There is much to decry about the West: our pornography, our homosexualization, our reliance on abortion and so on, but the alternative to a strong, vibrant United States is unthinkable. Even the Iranians, who live in a theocracy, fear the idiotic, violent excesses of the Taliban. Muslims everywhere, despite their envy of the West, have been given a chance to stare into the abyss and have a choice to make. They can choose to stand with the West (or at least appear neutral), or participate in the destruction of their societies. This destruction, ironically, will not come from the West, but will be self-inflicted; it is the Taliban, after all, who have driven millions of Afghans into refugee camps in Iran and Pakistan, it is they who have alienated significant remnants of their nation with their blasphemous adherence to a civil-religious code that was never practiced anywhere in the entire history of Islam. Those Muslims who cheered in Ramallah, in Nablus, in Cairo and Islamabad indeed have a frightening choice to make. Will they let their actions be ruled by emotional anti-Westernism? If so, there will be hell to pay and they will have only themselves to blame when America and Europe close their borders to them.

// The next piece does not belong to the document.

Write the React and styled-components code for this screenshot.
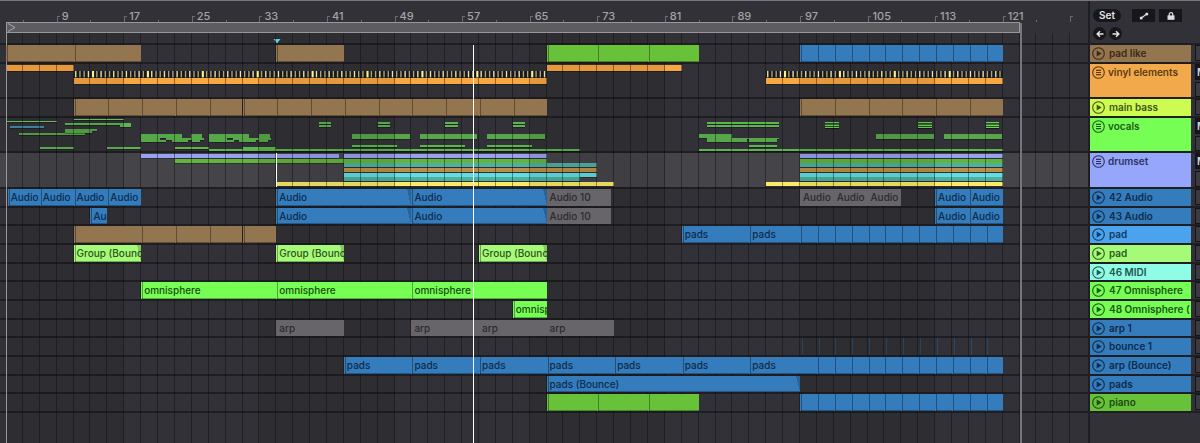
import React from "react";
import styled, { createGlobalStyle } from "styled-components";

const FIRST_BAR = 3;
const BAR_SPAN = 128.1;

const place = (from, to) => ({
  left: `${((from - FIRST_BAR) / BAR_SPAN) * 100}%`,
  width: to === undefined ? undefined : `${((to - from) / BAR_SPAN) * 100}%`,
});

const range = (from, to, step) => {
  const list = [];
  for (let bar = from; bar < to; bar += step) list.push(bar);
  return list;
};

// [from, to, color, name]
const run = (from, to, step, color, name) =>
  range(from, to, step).map((bar) => [bar, bar + step, color, name]);

const colors = {
  tan: "#93754f",
  green: "#67c139",
  blue: "#357cbd",
  grey: "#67656a",
  lime: "#a5fb78",
  neon: "#77fe55",
};

const inks = {
  blue: "#0d2b4b",
  grey: "#2b2a2f",
  lime: "#2f5220",
  neon: "#194d12",
};

const orange = "#f9a740";
const leaf = "#56a749";
const thin = "#5cb64d";
const bright = "#6fd05c";

// strips inside folded groups: [from, to, top, height, color]
const vinylStrips = [
  [3, 11, 1, 6, orange],
  [67, 83, 1, 6, orange],
  [11, 67, 14, 6, orange],
  [93, 121, 14, 6, orange],
];

const phrase = (bar) => [
  [bar, bar + 4.8, 16, 4, leaf],
  [bar + 5.9, bar + 7.2, 16, 4, leaf],
  [bar, bar + 2.2, 20, 2, leaf],
  [bar + 2.9, bar + 7.4, 20, 2, leaf],
  [bar, bar + 3, 22, 2, leaf],
  [bar + 3.6, bar + 5.6, 22, 2, leaf],
  [bar + 6, bar + 7, 22, 2, leaf],
];

const vocalStrips = [
  [3, 9, 3, 1, bright],
  [3.5, 7.5, 8, 2, "#3f8ba6"],
  [4.5, 12.3, 15, 2, leaf],
  [10, 17.8, 5, 2, thin],
  [11, 17, 1, 1, bright],
  [16.5, 17.8, 7, 2, thin],
  [10, 13.8, 11, 2, leaf],
  [10, 13.2, 13, 2, leaf],
  [7, 11, 29, 2, thin],
  [15, 19, 29, 2, thin],
  ...phrase(19),
  ...phrase(27),
  [23, 27, 29, 2, thin],
  [31, 35, 29, 2, thin],
  [27, 71, 31, 2, thin],
  ...[40, 47, 55, 63].flatMap((bar) => [
    [bar, bar + 1.5, 4, 2, thin],
    [bar, bar + 1.5, 7, 2, thin],
  ]),
  ...[44, 52, 60].flatMap((bar) => [
    [bar, bar + 6.8, 16, 5, leaf],
    [bar, bar + 5.3, 27, 2, thin],
  ]),
  [86, 94.5, 4, 2, thin],
  [86, 94.5, 7, 2, thin],
  [85, 89, 16, 4, leaf],
  [86, 90.7, 20, 4, leaf],
  [90.7, 94.5, 20, 1, leaf],
  [91, 94.3, 21, 3, leaf],
  [91, 94.3, 27, 2, thin],
  [85, 121, 31, 2, thin],
  ...[100, 111, 119].flatMap((bar) => [
    [bar, bar + 1.6, 4, 6, "#37762f"],
    [bar, bar + 1.6, 4, 1, bright],
    [bar, bar + 1.6, 7, 1, bright],
    [bar, bar + 1.6, 9, 1, bright],
  ]),
  [106, 112.9, 16, 5, leaf],
  [114, 120.9, 16, 5, leaf],
];

const drumStrips = [
  [19, 42.4, 1, 4, "#98a0f0"],
  [43, 67, 1, 4, "#98a0f0"],
  [97, 121, 1, 4, "#98a0f0"],
  [23, 67, 6, 4, "#62b53c"],
  [97, 121, 6, 4, "#62b53c"],
  [43, 73, 10, 4, "#4fb0a1"],
  [97, 121, 10, 4, "#4fb0a1"],
  [43, 73, 15, 4, "#bd8f46"],
  [97, 121, 15, 4, "#bd8f46"],
  [43, 73, 20, 4, "#63dde4"],
  [97, 121, 20, 4, "#63dde4"],
  [43, 71, 24, 4, "#4fb0a1"],
  [97, 121, 24, 4, "#4fb0a1"],
  [35, 75, 29, 4, "#faea68"],
  [93, 121, 29, 4, "#faea68"],
];

const tracks = [
  {
    name: "pad like",
    color: "#93754f",
    ink: "#3a2a17",
    size: 19,
    clips: [
      ...run(3, 19, 8, "tan"),
      [35, 43, "tan"],
      ...run(67, 85, 6, "green"),
      ...run(97, 121, 2, "blue"),
    ],
  },
  {
    name: "vinyl elements",
    color: "#f2a94b",
    ink: "#5c3a10",
    size: 35,
    group: true,
    strips: vinylStrips,
    hits: [
      [11, 67],
      [93, 121],
    ],
  },
  {
    name: "main bass",
    color: "#cdfb4f",
    ink: "#43551a",
    size: 19,
    clips: [...run(11, 67, 4, "tan"), ...run(97, 121, 4, "tan")],
  },
  {
    name: "vocals",
    color: "#77fe55",
    ink: "#225a17",
    size: 35,
    group: true,
    strips: vocalStrips,
  },
  {
    name: "drumset",
    color: "#96a6fb",
    ink: "#2b3262",
    size: 36,
    group: true,
    selected: true,
    strips: drumStrips,
  },
  {
    name: "42 Audio",
    color: "#357cbd",
    ink: "#0d2b4b",
    size: 19,
    clips: [
      [3.2, 7, "blue", "Audio"],
      ...run(7, 19, 4, "blue", "Audio"),
      [35, 51, "blue", "Audio", true],
      [51, 67, "blue", "Audio", true],
      [67, 74.6, "grey", "Audio 10"],
      ...run(97, 109, 4, "grey", "Audio"),
      ...run(113, 121, 4, "blue", "Audio"),
    ],
  },
  {
    name: "43 Audio",
    color: "#357cbd",
    ink: "#0d2b4b",
    size: 18,
    clips: [
      [13, 15, "blue", "Audio"],
      [35, 51, "blue", "Audio", true],
      [51, 67, "blue", "Audio", true],
      [67, 74.6, "grey", "Audio 10"],
      ...run(113, 121, 4, "blue", "Audio"),
    ],
  },
  {
    name: "pad",
    color: "#4aa3ec",
    ink: "#103a63",
    size: 19,
    clips: [
      [11, 19, "tan"],
      ...run(19, 35, 4, "tan"),
      [83, 91, "blue", "pads"],
      [91, 97, "blue", "pads"],
      ...run(97, 121, 2, "blue"),
    ],
  },
  {
    name: "pad",
    color: "#a5fb78",
    ink: "#2f5a20",
    size: 19,
    clips: [
      [11, 19, "lime", "Group (Bounce)", true],
      [35, 43, "lime", "Group (Bounce)", true],
      [59, 67, "lime", "Group (Bounce)", true],
    ],
  },
  { name: "46 MIDI", color: "#8ffde6", ink: "#23564d", size: 18 },
  {
    name: "47 Omnisphere",
    color: "#77fe55",
    ink: "#1c5713",
    size: 19,
    clips: run(19, 67, 16, "neon", "omnisphere"),
  },
  {
    name: "48 Omnisphere (",
    color: "#77fe55",
    ink: "#1c5713",
    size: 19,
    clips: [[63, 67, "neon", "omnisphere"]],
  },
  {
    name: "arp 1",
    color: "#357cbd",
    ink: "#0d2b4b",
    size: 18,
    clips: [[35, 43, "grey", "arp"], ...run(51, 75, 8, "grey", "arp")],
  },
  {
    name: "bounce 1",
    color: "#357cbd",
    ink: "#0d2b4b",
    size: 19,
    strips: range(97, 121, 2).map((bar) => [
      bar + 0.2,
      bar + 0.3,
      0,
      17,
      "#244a70",
    ]),
  },
  {
    name: "arp (Bounce)",
    color: "#357cbd",
    ink: "#0d2b4b",
    size: 19,
    clips: [...run(43, 99, 8, "blue", "pads"), ...run(99, 121, 2, "blue")],
  },
  {
    name: "pads",
    color: "#357cbd",
    ink: "#0d2b4b",
    size: 18,
    clips: [[67, 97, "blue", "pads (Bounce)", true]],
  },
  {
    name: "piano",
    color: "#67c139",
    ink: "#1d4a10",
    size: 19,
    clips: [...run(67, 85, 6, "green"), ...run(97, 121, 2, "blue")],
  },
];

const Hits = ({ from, to }) => (
  <HitStrip
    style={place(from, to)}
    viewBox={`0 0 ${(to - from) * 8} 7`}
    preserveAspectRatio="none"
    aria-hidden="true"
  >
    <rect width="100%" height="7" fill="#19181b" />
    {range(0, (to - from) * 2, 1).map((i) => (
      <rect
        key={i}
        x={i * 4 + 1}
        width={i % 13 === 4 ? 2 : 1.3}
        height="6.4"
        fill={i % 13 === 4 ? "#fff38a" : i % 3 ? "#a8a57c" : "#e8e4ae"}
      />
    ))}
  </HitStrip>
);

const TrackIcon = ({ group }) => (
  <svg width="13" height="13" viewBox="0 0 13 13" fill="none" aria-hidden="true">
    <circle cx="6.5" cy="6.5" r="5.8" stroke="currentColor" strokeWidth="1.1" />
    {group ? (
      <path d="M4 4.4h5M4 6.5h5M4 8.6h5" stroke="currentColor" strokeWidth="1.1" />
    ) : (
      <path d="M4.7 3.4v6.2L9.7 6.5z" fill="currentColor" />
    )}
  </svg>
);

const Arrow = ({ flip }) => (
  <svg width="8" height="8" viewBox="0 0 8 8" fill="none" aria-hidden="true">
    <path
      d={flip ? "M0.5 4h6M4 1.2L6.8 4 4 6.8" : "M7.5 4h-6M4 1.2L1.2 4 4 6.8"}
      stroke="#e4e4e6"
      strokeWidth="1.5"
    />
  </svg>
);

const App = () => {
  return (
    <>
      <GlobalStyle />
      <Page>
        <Timeline>
          <Ruler>
            <Scale>
              {range(5, 131, 4).map((bar) => (
                <Tick key={bar} $major={bar % 8 === 1} style={place(bar)}>
                  {bar % 8 === 1 && bar < 129 && <span>{bar}</span>}
                </Tick>
              ))}
            </Scale>
          </Ruler>
          <LoopRow>
            <Scale>
              <Loop style={place(3, 123)}>
                <svg width="9" height="9" viewBox="0 0 9 9" aria-hidden="true">
                  <path d="M1 0.5L8 4.5 1 8.5" fill="none" stroke="#a9a9ad" />
                </svg>
              </Loop>
            </Scale>
          </LoopRow>
          <ScrubRow>
            <Scale>
              <Locator style={place(35)} width="8" height="5" viewBox="0 0 8 5">
                <path d="M0.5 0h7L4 4.5z" fill="#6bdcf6" />
              </Locator>
            </Scale>
          </ScrubRow>

          <Lanes>
            {tracks.map((track, i) => (
              <Lane key={i} $size={track.size} $selected={track.selected}>
                <Scale>
                  {(track.strips || []).map(([from, to, top, height, color], n) => (
                    <Strip
                      key={n}
                      $top={top}
                      $height={height}
                      $color={color}
                      style={place(from, to)}
                    />
                  ))}
                  {(track.hits || []).map(([from, to]) => (
                    <Hits key={from} from={from} to={to} />
                  ))}
                  {(track.clips || []).map(([from, to, color, name, fade]) => (
                    <Clip
                      key={from}
                      $color={colors[color]}
                      $ink={inks[color]}
                      $fade={fade}
                      $flat={color === "grey"}
                      style={place(from, to)}
                    >
                      {name}
                    </Clip>
                  ))}
                  {track.selected && <Insert style={place(35)} />}
                </Scale>
              </Lane>
            ))}
            <Playhead>
              <PlayLine style={place(58.3)} />
            </Playhead>
          </Lanes>

          <Grid>
            {range(3, 129, 2).map((bar) => (
              <GridCell
                key={bar}
                $dark={Math.floor((bar - 1) / 16) % 2 === 0}
                style={place(bar, bar + 2)}
              />
            ))}
            <LoopStart style={place(3)} />
            <LoopEnd style={place(123)} />
          </Grid>
        </Timeline>

        <Panel>
          <Tools>
            <ToolRow>
              <SetButton type="button">Set</SetButton>
              <ToolButton type="button" aria-label="Automation">
                <svg width="10" height="8" viewBox="0 0 10 8" aria-hidden="true">
                  <path d="M2 6.2L8 1.8" stroke="#dedee0" strokeWidth="1.2" />
                  <circle cx="2.2" cy="6" r="1.5" fill="#dedee0" />
                  <circle cx="7.8" cy="2" r="1.5" fill="#dedee0" />
                </svg>
              </ToolButton>
              <ToolButton type="button" aria-label="Lock">
                <svg width="8" height="8" viewBox="0 0 8 8" aria-hidden="true">
                  <path
                    d="M2.2 4V2.4a1.8 1.8 0 013.6 0V4"
                    fill="none"
                    stroke="#dedee0"
                    strokeWidth="1.2"
                  />
                  <rect x="0.5" y="3.4" width="7" height="4.4" fill="#dedee0" />
                </svg>
              </ToolButton>
            </ToolRow>
            <NavRow>
              <NavButton type="button" aria-label="Previous locator">
                <Arrow />
              </NavButton>
              <NavButton type="button" aria-label="Next locator">
                <Arrow flip />
              </NavButton>
            </NavRow>
          </Tools>
          {tracks.map((track, i) => (
            <TrackRow key={i} $size={track.size}>
              <TrackTitle
                type="button"
                $color={track.color}
                $ink={track.ink}
                $group={track.group}
              >
                <TrackIcon group={track.group} />
                <span>{track.name}</span>
              </TrackTitle>
              <Slots>
                <Slot $dark={track.group}>{track.group && "M"}</Slot>
                {track.group && <Slot />}
              </Slots>
            </TrackRow>
          ))}
        </Panel>
      </Page>
    </>
  );
};

const GlobalStyle = createGlobalStyle`
  * {
    box-sizing: border-box;
  }

  body {
    margin: 0;
    background: #323137;
    font-family: Inter, "Liberation Sans", sans-serif;
    font-size: 10px;
  }

  button {
    border: 0;
    padding: 0;
    font: inherit;
    cursor: pointer;
  }
`;

const Page = styled.main`
  display: flex;
  min-height: 100vh;
  border-top: 1px solid #77797c;
  overflow: hidden;
`;

const Timeline = styled.section`
  position: relative;
  flex: 1;
  min-width: 0;
  overflow: hidden;
`;

const Scale = styled.div`
  position: relative;
  height: 100%;
  margin-left: 6px;
`;

const Ruler = styled.div`
  height: 21px;
`;

const Tick = styled.div`
  position: absolute;
  bottom: 0;
  width: 3px;
  height: ${(props) => (props.$major ? 6 : 2)}px;
  border-left: 1px solid #6c6b70;
  border-top: ${(props) => (props.$major ? "1px solid #6c6b70" : "0")};

  span {
    position: absolute;
    left: 4px;
    bottom: 0;
    color: #a3a3a7;
    font-size: 11px;
    font-weight: 500;
    line-height: 12px;
  }
`;

const LoopRow = styled.div`
  height: 11px;
`;

const Loop = styled.div`
  position: absolute;
  display: flex;
  align-items: center;
  height: 11px;
  background: #5d5c61;
  border: 1px solid #98979c;
`;

const ScrubRow = styled.div`
  height: 12px;
  border-bottom: 2px solid #1f1e23;
`;

const Locator = styled.svg`
  position: absolute;
  top: 6px;
  margin-left: -3px;
`;

const Lanes = styled.div`
  position: relative;
`;

const Lane = styled.div`
  height: ${(props) => props.$size}px;
  border-bottom: 2px solid #1f1e23;
  background: ${(props) => (props.$selected ? "#454449" : "transparent")};
`;

const Strip = styled.div`
  position: absolute;
  top: ${(props) => props.$top}px;
  height: ${(props) => props.$height}px;
  min-width: 1px;
  background: ${(props) => props.$color};
  box-shadow: 0 1px 0 rgba(0, 0, 0, 0.3);
`;

const HitStrip = styled.svg`
  position: absolute;
  top: 7px;
  height: 7px;
  z-index: 2;
`;

const Clip = styled.div`
  position: absolute;
  z-index: 2;
  top: 0;
  height: 100%;
  padding-left: 2px;
  overflow: hidden;
  white-space: nowrap;
  font-weight: 500;
  line-height: 17px;
  color: ${(props) => props.$ink};
  background: ${(props) =>
      props.$fade
        ? "linear-gradient(to bottom left, rgba(0, 0, 0, 0.2) 50%, transparent 50%) top right / 4px 100% no-repeat,"
        : ""}
    ${(props) => props.$color};
  box-shadow: ${(props) =>
    props.$flat
      ? "none"
      : "inset 1px 0 0 rgba(0, 0, 0, 0.35), inset 0 -1px 0 rgba(0, 0, 0, 0.3)"};
  border-left: 1px solid transparent;
`;

const Insert = styled.div`
  position: absolute;
  z-index: 3;
  top: 0;
  height: 100%;
  border-left: 1px solid #ffffff;
`;

const Playhead = styled.div`
  position: absolute;
  z-index: 3;
  top: 0;
  left: 6px;
  right: 0;
  height: 100vh;
  pointer-events: none;
`;

const PlayLine = styled.div`
  position: absolute;
  height: 100%;
  border-left: 1px solid #ffffff;
`;

const Grid = styled.div`
  position: absolute;
  z-index: 1;
  top: 32px;
  left: 6px;
  right: 0;
  bottom: 0;
  pointer-events: none;
`;

const GridCell = styled.div`
  position: absolute;
  top: 0;
  bottom: 0;
  border-right: 1px solid rgba(10, 9, 14, 0.42);
  background: ${(props) => (props.$dark ? "rgba(0, 0, 0, 0.08)" : "transparent")};
`;

const LoopStart = styled.div`
  position: absolute;
  top: -10px;
  bottom: 0;
  border-left: 1px solid #98979c;
`;

const LoopEnd = styled.div`
  position: absolute;
  top: -10px;
  bottom: 0;
  border-left: 2px solid #77767b;
`;

const Panel = styled.aside`
  width: 112px;
  overflow: hidden;
  border-left: 2px solid #1f1e23;
`;

const Tools = styled.div`
  display: flex;
  flex-direction: column;
  gap: 5px;
  height: 44px;
  padding: 8px 0 0 3px;
  border-bottom: 2px solid #1f1e23;
`;

const ToolRow = styled.div`
  display: flex;
  gap: 4px;
`;

const SetButton = styled.button`
  width: 28px;
  height: 13px;
  margin-right: 7px;
  border-radius: 7px;
  background: #17161a;
  color: #e4e4e6;
  font-weight: 600;
  line-height: 13px;
`;

const ToolButton = styled.button`
  display: flex;
  align-items: center;
  justify-content: center;
  width: 23px;
  height: 13px;
  background: #17161a;
`;

const NavRow = styled.div`
  display: flex;
  gap: 3px;
`;

const NavButton = styled.button`
  display: flex;
  align-items: center;
  justify-content: center;
  width: 13px;
  height: 13px;
  border-radius: 50%;
  background: #17161a;
`;

const TrackRow = styled.div`
  display: flex;
  gap: 4px;
  height: ${(props) => props.$size}px;
  border-bottom: 2px solid #1f1e23;
`;

const TrackTitle = styled.button`
  display: flex;
  align-items: flex-start;
  gap: ${(props) => (props.$group ? 3 : 4)}px;
  flex: 0 0 101px;
  padding: 2px 0 0 2px;
  overflow: hidden;
  white-space: nowrap;
  text-align: left;
  font-weight: 600;
  line-height: 13px;
  color: ${(props) => props.$ink};
  background: ${(props) => props.$color};

  svg {
    flex: none;
  }
`;

const Slots = styled.div`
  display: flex;
  flex-direction: column;
  gap: 2px;
`;

const Slot = styled.div`
  width: 20px;
  height: 16px;
  padding-left: 1px;
  border: 1px solid #131216;
  background: ${(props) => (props.$dark ? "#17161a" : "#3b3a40")};
  color: #d6d6d8;
  font-weight: 600;
  line-height: 14px;
`;

export default App;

Finally, we in the West must never forget that what happened three weeks ago was not merely an atrocity, but a call to righteous anger. A line was crossed Tuesday, Sept. 11, and millions of people all over the world know it deep in their hearts. The United States is justified in using any tactic whatsoever in righting this horrible wrong and the bastards who did it and their supporters everywhere know it as well. There was no justification for such a heinous act. The options available to us were given to us by the terrorists themselves. And they will have only themselves to blame. That they may continue to wallow in their ignorance and blame everybody but themselves is their problem, not ours.